Ce fut comme l’accouchement provoqué d’un enfant qui hésite à naître. La chose s’arrangea d’une manière que je qualifie de miraculeuse, mais j’avais compris qu’il me fallait prendre sur moi et accepter de divorcer d’un certain nombre d’illusions si je ne voulais pas un jour y laisser la peau d’une manière ou d’une autre. Cette année-là, une rencontre fut décisive: celle de Suzanne Privat, experte en graphologie, qui me montra et surtout attesta ce que je ne voyais pas: les potentialités et la foi en moi auxquelles mon sentiment d’échec m’empêchaient de me relier. Je venais de faire l'expérience de l’effet Pygmalion.
La suite fut de l’ordre de l’inattendu le plus spectaculaire.

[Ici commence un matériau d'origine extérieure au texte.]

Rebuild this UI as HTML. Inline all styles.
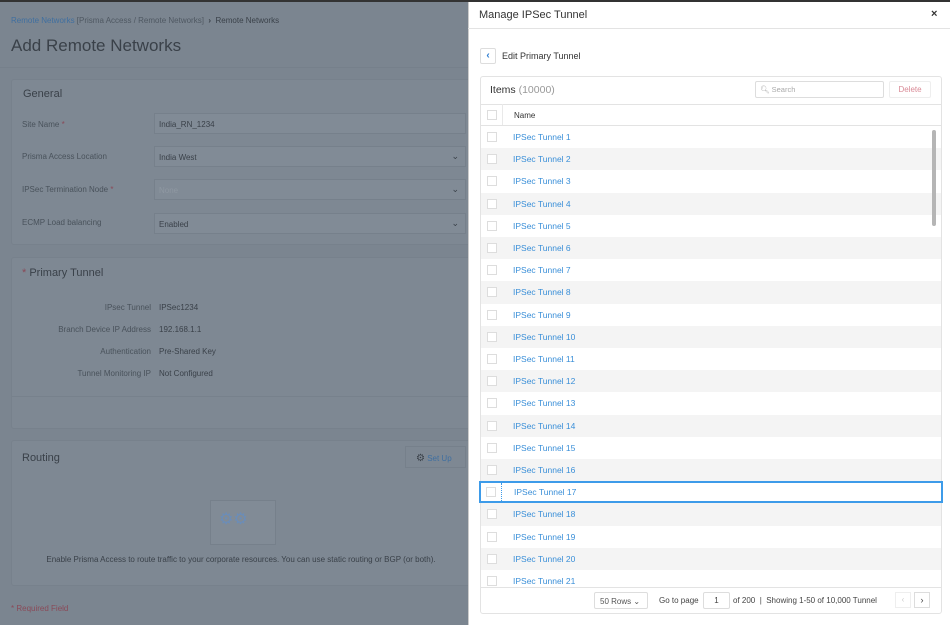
<!DOCTYPE html>
<html><head><meta charset="utf-8"><style>
*{box-sizing:border-box;margin:0;padding:0}
body{width:950px;height:625px;overflow:hidden;position:relative;font-family:"Liberation Sans",sans-serif;background:#7b8590;color:#3a4149}
.a{position:absolute}
.card{position:absolute;left:11px;width:460px;border:1px solid #77818c;background:#7e8893;border-radius:3px}
.lbl{position:absolute;font-size:8px;color:#49525b}
.inp{position:absolute;left:154px;width:312px;height:21px;border:1px solid #76808b;background:#818b96;font-size:8px;padding:6px 4px;color:#3a4149}
.chev{position:absolute;right:6px;top:4px;font-size:9px;color:#3a4149}
.val{position:absolute;left:159px;font-size:8px;color:#3a4149}
.rl{position:absolute;width:151px;text-align:right;font-size:8px;color:#49525b}
.row{position:absolute;left:481px;width:460px;height:22.2px;font-size:8.5px;color:#3a8fd8}
.row span{position:absolute;left:32px;top:6px}
.row i{position:absolute;left:6px;top:6px;width:10px;height:10px;border:1px solid #ddd;background:#fff}
.g{background:#f4f4f4}
</style></head><body>
<div class="a" style="left:0;top:0;width:950px;height:2px;background:#333"></div>
<div class="a" style="left:11px;top:16px;font-size:8px;color:#4f5862"><span style="color:#3f6fa0">Remote Networks</span> [Prisma Access / Remote Networks] &nbsp;<b style="color:#3a4149">›</b>&nbsp; <span style="color:#3a4149">Remote Networks</span></div>
<div class="a" style="left:11px;top:36px;font-size:17px;color:#3a4149">Add Remote Networks</div>
<div class="a" style="left:0;top:67px;width:468px;height:1px;background:#76808b"></div>

<div class="card" style="top:79px;height:166px">
<div class="a" style="left:11px;top:8px;font-size:11px">General</div>
</div>
<div class="lbl" style="left:22px;top:120px">Site Name <span style="color:#8a4a58">*</span></div>
<div class="inp" style="top:113px">India_RN_1234</div>
<div class="lbl" style="left:22px;top:152px">Prisma Access Location</div>
<div class="inp" style="top:146px">India West<span class="chev">⌄</span></div>
<div class="lbl" style="left:22px;top:185px">IPSec Termination Node <span style="color:#8a4a58">*</span></div>
<div class="inp" style="top:179px;color:#8f98a2">None<span class="chev">⌄</span></div>
<div class="lbl" style="left:22px;top:218px">ECMP Load balancing</div>
<div class="inp" style="top:213px">Enabled<span class="chev">⌄</span></div>

<div class="card" style="top:257px;height:172px">
<div class="a" style="left:10px;top:9px;font-size:11px"><span style="color:#8a4a58">*</span> Primary Tunnel</div>
<div class="a" style="left:0;top:138px;width:458px;height:1px;background:#77818c"></div>
</div>
<div class="rl" style="left:0;top:303px">IPsec Tunnel</div><div class="val" style="top:303px">IPSec1234</div>
<div class="rl" style="left:0;top:325px">Branch Device IP Address</div><div class="val" style="top:325px">192.168.1.1</div>
<div class="rl" style="left:0;top:347px">Authentication</div><div class="val" style="top:347px">Pre-Shared Key</div>
<div class="rl" style="left:0;top:369px">Tunnel Monitoring IP</div><div class="val" style="top:369px">Not Configured</div>

<div class="card" style="top:440px;height:146px">
<div class="a" style="left:10px;top:11px;font-size:11px">Routing</div>
<div class="a" style="left:393px;top:5px;width:61px;height:22px;border:1px solid #76808b;font-size:8px;color:#3f6fa0;padding:6px 0 0 10px"><span style="color:#3a4149;font-size:10px">⚙</span> Set Up</div>
<div class="a" style="left:198px;top:59px;width:66px;height:45px;border:1px solid #76808b;background:#818b96;color:#6b8db8;font-size:16px;padding:8px 0 0 8px">⚙⚙</div>
<div class="a" style="left:0;top:114px;width:458px;text-align:center;font-size:8px;color:#3a4149">Enable Prisma Access to route traffic to your corporate resources. You can use static routing or BGP (or both).</div>
</div>
<div class="a" style="left:11px;top:604px;font-size:8px;color:#8a4a58">* Required Field</div>

<div class="a" style="left:468px;top:2px;width:482px;height:623px;background:#fff;border-left:1px solid #ccc"></div>
<div class="a" style="left:479px;top:9px;font-size:11px;color:#333">Manage IPSec Tunnel</div>
<div class="a" style="left:931px;top:8px;font-size:11px;color:#333;font-weight:bold">×</div>
<div class="a" style="left:468px;top:28px;width:482px;height:1px;background:#e3e3e3"></div>
<div class="a" style="left:480px;top:48px;width:16px;height:16px;border:1px solid #ddd;border-radius:2px;color:#2a7bd0;font-size:10px;text-align:center;line-height:14px;font-weight:bold">‹</div>
<div class="a" style="left:502px;top:51px;font-size:9px;color:#333">Edit Primary Tunnel</div>

<div class="a" style="left:480px;top:76px;width:462px;height:538px;border:1px solid #e3e3e3;border-radius:3px"></div>
<div class="a" style="left:490px;top:84px;font-size:10.5px;color:#333">Items <span style="color:#999">(10000)</span></div>
<div class="a" style="left:755px;top:81px;width:129px;height:17px;border:1px solid #ddd;border-radius:2px;font-size:7.5px;color:#aaa;padding:3px 0 0 4px">🔍︎ Search</div>
<div class="a" style="left:889px;top:81px;width:42px;height:17px;border:1px solid #eee;border-radius:2px;font-size:8px;color:#d98a96;text-align:center;line-height:16px">Delete</div>
<div class="a" style="left:481px;top:104px;width:460px;height:1px;background:#e3e3e3"></div>
<div class="a" style="left:481px;top:104px;width:460px;height:22px;font-size:8px;color:#333"><i style="position:absolute;left:6px;top:6px;width:10px;height:10px;border:1px solid #ddd"></i><span style="position:absolute;left:33px;top:7px">Name</span><b style="position:absolute;left:21px;top:0;width:1px;height:22px;background:#e9e9e9"></b></div>
<div class="a" style="left:481px;top:125px;width:460px;height:1px;background:#e3e3e3"></div>

<div class="row" style="top:126px"><i></i><span>IPSec Tunnel 1</span></div>
<div class="row g" style="top:148.2px"><i></i><span>IPSec Tunnel 2</span></div>
<div class="row" style="top:170.4px"><i></i><span>IPSec Tunnel 3</span></div>
<div class="row g" style="top:192.6px"><i></i><span>IPSec Tunnel 4</span></div>
<div class="row" style="top:214.8px"><i></i><span>IPSec Tunnel 5</span></div>
<div class="row g" style="top:237px"><i></i><span>IPSec Tunnel 6</span></div>
<div class="row" style="top:259.2px"><i></i><span>IPSec Tunnel 7</span></div>
<div class="row g" style="top:281.4px"><i></i><span>IPSec Tunnel 8</span></div>
<div class="row" style="top:303.6px"><i></i><span>IPSec Tunnel 9</span></div>
<div class="row g" style="top:325.8px"><i></i><span>IPSec Tunnel 10</span></div>
<div class="row" style="top:348px"><i></i><span>IPSec Tunnel 11</span></div>
<div class="row g" style="top:370.2px"><i></i><span>IPSec Tunnel 12</span></div>
<div class="row" style="top:392.4px"><i></i><span>IPSec Tunnel 13</span></div>
<div class="row g" style="top:414.6px"><i></i><span>IPSec Tunnel 14</span></div>
<div class="row" style="top:436.8px"><i></i><span>IPSec Tunnel 15</span></div>
<div class="row g" style="top:459px"><i></i><span>IPSec Tunnel 16</span></div>
<div class="row" style="top:481.2px;left:479px;width:464px;border:2px solid #3d9be9"><i style="left:5px;top:4px"></i><span style="left:33px;top:4px">IPSec Tunnel 17</span><b style="position:absolute;left:20px;top:0;height:18px;border-left:1px dotted #3d9be9"></b></div>
<div class="row g" style="top:503.4px"><i></i><span>IPSec Tunnel 18</span></div>
<div class="row" style="top:525.6px"><i></i><span>IPSec Tunnel 19</span></div>
<div class="row g" style="top:547.8px"><i></i><span>IPSec Tunnel 20</span></div>
<div class="row" style="top:570px;height:17px;overflow:hidden"><i></i><span>IPSec Tunnel 21</span></div>
<div class="a" style="left:932px;top:130px;width:4px;height:96px;background:#b5b5b5;border-radius:2px"></div>

<div class="a" style="left:481px;top:587px;width:460px;height:1px;background:#e3e3e3"></div>
<div class="a" style="left:594px;top:592px;width:54px;height:17px;border:1px solid #ddd;border-radius:2px;font-size:8px;color:#555;padding:4px 0 0 5px">50 Rows ⌄</div>
<div class="a" style="left:659px;top:596px;font-size:8px;color:#444">Go to page</div>
<div class="a" style="left:703px;top:592px;width:27px;height:17px;border:1px solid #ddd;border-radius:2px;font-size:8px;color:#444;text-align:center;line-height:15px">1</div>
<div class="a" style="left:733px;top:596px;font-size:8px;color:#444">of 200 &nbsp;| &nbsp;Showing 1-50 of 10,000 Tunnel</div>
<div class="a" style="left:895px;top:592px;width:16px;height:16px;border:1px solid #eee;font-size:8px;color:#ccc;text-align:center;line-height:14px">‹</div>
<div class="a" style="left:914px;top:592px;width:16px;height:16px;border:1px solid #ddd;font-size:9px;color:#444;text-align:center;line-height:14px">›</div>
</body></html>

Il y eut d’abord une période transitoire et passionnante de trois ou quatre ans où je me frottai au développement local. Je retrouvai là l’expérience de la réussite et la confiance en moi. J’avais été embauché dans une structure naissante au sein de laquelle j’eus à inventer mon métier en compagnie de collègues avec lesquels j’avais une grande complicité. Je me découvris créatif. Mais les vicissitudes politiques menacèrent notre structure et je dus regarder ailleurs.
Ancien commerçant en proie à des difficultés financières, ancien bon élève sans diplôme, quelques années auparavant je ne me serais jamais imaginé devenir un jour cadre dans une grande entreprise et a fortiori dans la banque. C’est pourtant ce qui m’attendait. Je ne me serais jamais imaginé quitter ma ville natale et je l’ai quittée, pour Toulouse d’abord puis pour Paris. Oui, Paris ! Et dans un métier que, là encore, je dus inventer, celui de la « formation des dirigeants ». Je dois préciser que, par deux fois, j’avais décidé de revenir à l’école - en formation continue - et que j’y avais retrouvé mon appétit d’apprendre.
Ma vie aura été comme un feuilleton dont chaque épisode ne laisse pas imaginer le suivant. A posteriori, bien sûr, comme dans un roman policier, tout peut s’expliquer: on discerne les pulsions et les ressources, on observe l’environnement. Mais dans la réalité, c’est comme une succession d’aveuglements.
Pourquoi vous raconté-je cela ? Parce que je pense à tous ceux - et, de nos jours, ils sont assez nombreux, je crois - qui peuvent ressentir dans leur vie un enlisement proche du désespoir. C’est à leur intention que j’ai voulu témoigner ici que l’improbable - l’improbable positif - existe, qu’il peut surgir soudain, comme un continent non cartographié au milieu d’un océan qui nous avait semblé désespérément gris et vide.